Social Impact Assessments, Data Confidentiality, and Fiscal Restraints: Addressing Community Fishery Engagement Indicators and Context in the Aleutian Islands

Wednesday, August 20, 2014: 8:20 AM
306B (Centre des congrès de Québec // Québec City Convention Centre)
Michael Downs , AECOM, San Diego, CA
Stephen Weidlich , AECOM, San Diego, CA
Steve Lewis , Fisheries Analytical Team, NOAA NMFS, Alaska Regional Office, Juneau, AK
North Pacific federal fishery management plan amendment-related social impact assessments (SIAs) typically combine (1) community linked, sector-specific quantitative indicators of fishery participation and (2) quantitative and qualitative indicators of community fishery participation, socioeconomic structure, and sociocultural context informed by ethnographic fieldwork to analyze community engagement, dependence, vulnerability, and resilience.  For small communities, however, data confidentiality restrictions often preclude the use most fishery-specific quantitative indicators. This was a particular problem for a recent SIA addressing proposed endangered Steller sea lion protection-related area closures in the Aleutian Islands that would potentially adversely impact the regional cod fishery and the communities engaged in that fishery.

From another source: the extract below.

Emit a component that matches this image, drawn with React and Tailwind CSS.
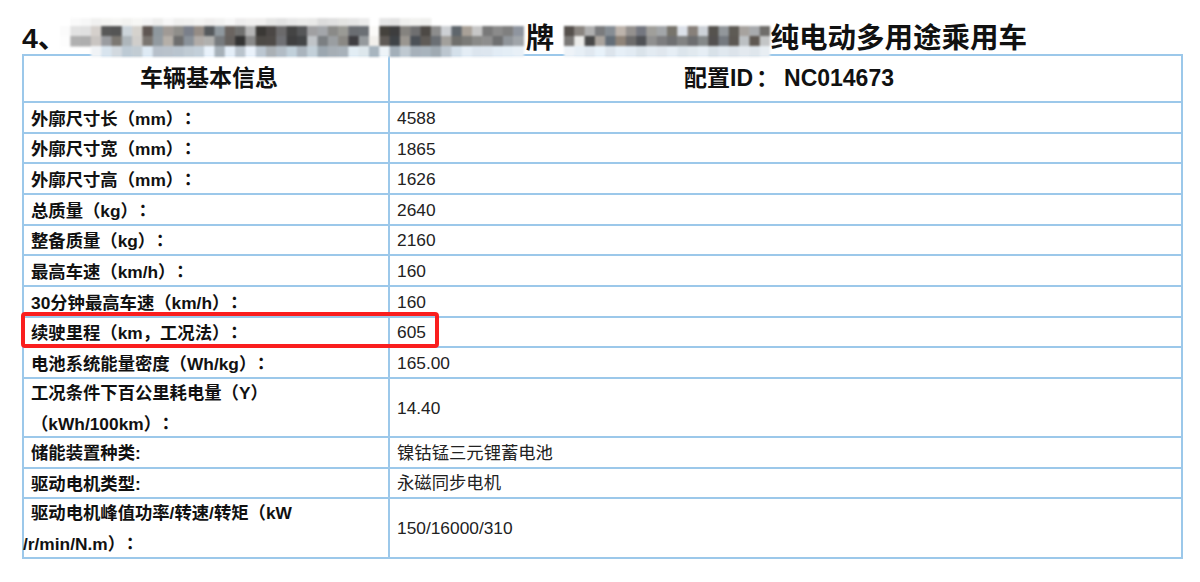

Additionally, agency budgetary considerations precluded supplemental ethnographic fieldwork for this SIA (and ongoing fiscal constraints suggest that funding for in-depth ethnographic fieldwork in general will be less common in the future than in the past). This SIA case study, which focuses on the analysis and use of catcher vessel targeted trip related quantitative data, provides an example of combining existing ethnographic community information with innovative analyses to efficiently assess the vulnerability and resiliency of participating fishing communities.